The Best Exotic Marigold Hotel Movie Review - www.impulsegamer.com -

The Best Exotic  Marigold Hotel 

    Reviewed by Damien Straker on March 19th, 2012
    Fox
presents a film directed by John Madden
    Screenplay by Ol Parker, based on the novel 'These Foolish Things' by
    Deborah Moggach

    Starring:
Judi Dench, Tom Wilkinson, Bill Nighy,  
    Maggie Smith, Dev Patel, Penelope Wilton, Celia
    Imrie and Ronald Pickup

    Running Time:
120 mins
    Rating: PG
    Released: March 22nd, 2012


8/10

 

 

A group of elderly British men and women travel to India together to stay in the Marigold Hotel.
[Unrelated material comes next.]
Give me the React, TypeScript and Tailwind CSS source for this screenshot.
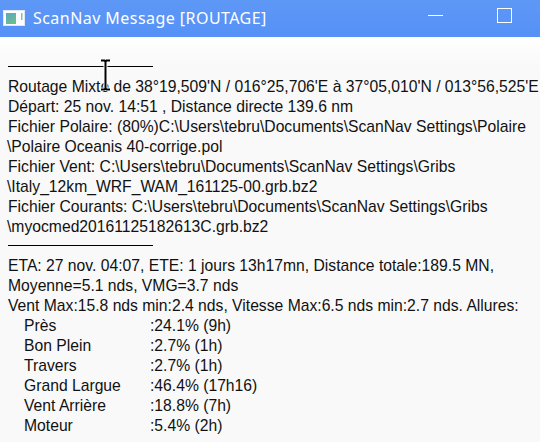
import React from "react";

const rows: [string, string][] = [
  ["Près", ":24.1% (9h)"],
  ["Bon Plein", ":2.7% (1h)"],
  ["Travers", ":2.7% (1h)"],
  ["Grand Largue", ":46.4% (17h16)"],
  ["Vent Arrière", ":18.8% (7h)"],
  ["Moteur", ":5.4% (2h)"],
];

function AppIcon() {
  return (
    <svg width="22" height="16" viewBox="0 0 22 16" className="shrink-0">
      <defs>
        <linearGradient id="g1" x1="0" y1="0" x2="0.6" y2="1">
          <stop offset="0" stopColor="#5aa6c8" />
          <stop offset="1" stopColor="#6cc08a" />
        </linearGradient>
      </defs>
      <rect x="0" y="0" width="22" height="16" fill="#ffffff" />
      <rect x="0.5" y="0.5" width="21" height="15" fill="none" stroke="#dfe8f0" />
      <rect x="3" y="3" width="10" height="11" fill="url(#g1)" />
      <rect x="18" y="3" width="1.5" height="7" fill="#7bbfc0" />
    </svg>
  );
}

export default function App() {
  const font = { fontFamily: '"Liberation Sans", Arial, sans-serif' };
  return (
    <div className="w-[540px] h-[442px] overflow-hidden relative bg-[#f9f9f9]">
      <div className="h-[37px] bg-gradient-to-b from-[#5e98f6] to-[#5591f6] flex items-center relative">
        <div className="ml-[3px] mt-[-1px]">
          <AppIcon />
        </div>
        <div
          className="ml-[8px] text-white text-[16px] tracking-[0.45px] leading-none mt-[-2px] whitespace-nowrap"
          style={{ fontFamily: '"Noto Sans", "Open Sans", sans-serif' }}
        >
          ScanNav Message [ROUTAGE]
        </div>
        <div className="absolute left-[428px] top-[15px] w-[15px] h-px bg-white" />
        <div className="absolute left-[497px] top-[8px] w-[15px] h-[15px] border border-white" />
      </div>
      <div
        className="bg-gradient-to-b from-white to-[#f9f9f9] to-[30px] pt-[29px] text-[15.7px] leading-[20px] text-[#111]"
        style={font}
      >
        <div className="ml-[8px] w-[145px] h-px bg-black" />
        <div className="mt-[10px] pl-[8px] whitespace-nowrap">
          <div>Routage Mixte de 38°19,509'N / 016°25,706'E à 37°05,010'N / 013°56,525'E</div>
          <div>Départ: 25 nov. 14:51 , Distance directe 139.6 nm</div>
          <div>Fichier Polaire: (80%)C:\Users\tebru\Documents\ScanNav Settings\Polaire</div>
          <div className="-ml-px">\Polaire Oceanis 40-corrige.pol</div>
          <div>Fichier Vent: C:\Users\tebru\Documents\ScanNav Settings\Gribs</div>
          <div className="-ml-px">\Italy_12km_WRF_WAM_161125-00.grb.bz2</div>
          <div>Fichier Courants: C:\Users\tebru\Documents\ScanNav Settings\Gribs</div>
          <div className="-ml-px">\myocmed20161125182613C.grb.bz2</div>
        </div>
        <div className="mt-[8px] ml-[8px] w-[145px] h-px bg-black" />
        <div className="mt-[10px] pl-[8px] whitespace-nowrap">
          <div>ETA: 27 nov. 04:07, ETE: 1 jours 13h17mn, Distance totale:189.5 MN,</div>
          <div>Moyenne=5.1 nds, VMG=3.7 nds</div>
          <div>Vent Max:15.8 nds min:2.4 nds, Vitesse Max:6.5 nds min:2.7 nds. Allures:</div>
          {rows.map(([k, v]) => (
            <div key={k} className="flex pl-[16px]">
              <div className="w-[126px]">{k}</div>
              <div>{v}</div>
            </div>
          ))}
        </div>
      </div>
      <svg
        className="absolute left-[100px] top-[59px]"
        width="11"
        height="32"
        viewBox="0 0 11 32"
      >
        <path
          d="M1 1.5 H4.5 L5.5 2.5 L6.5 1.5 H10 M5.5 2.5 V29.5 M1 30.5 H4.5 L5.5 29.5 L6.5 30.5 H10"
          stroke="#ffffff"
          strokeWidth="4"
          fill="none"
        />
        <path
          d="M1 1.5 H4.5 L5.5 2.5 L6.5 1.5 H10 M5.5 2.5 V29.5 M1 30.5 H4.5 L5.5 29.5 L6.5 30.5 H10"
          stroke="#000000"
          strokeWidth="2"
          fill="none"
        />
      </svg>
    </div>
  );
}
Evelyn (Judi Dench) is a widow who has never had a job of her own and is looking for employment overseas to pay off her husband's debts. Graham (Tom Wilkinson) is a judge who has retired and is looking for someone he once knew in India. Douglas (Bill Nighy) and his stubborn wife Jean (Penelope Wilton) have moved overseas because they are dissatisfied with the residency they've been put into after losing their money. Madge (Celia Imrie) and Norman (Ronald Pickup) are both looking for love but he strongly prefers the younger options. Muriel (Maggie Smith) is a former housekeeper and racist in need of a hip operation. The hotel they are staying in is falling apart, buoyed only by the enthusiasm of its owner Sonny (Dev Patel), who is trying to court a girl working in a call centre, much to the disapproval of his mother.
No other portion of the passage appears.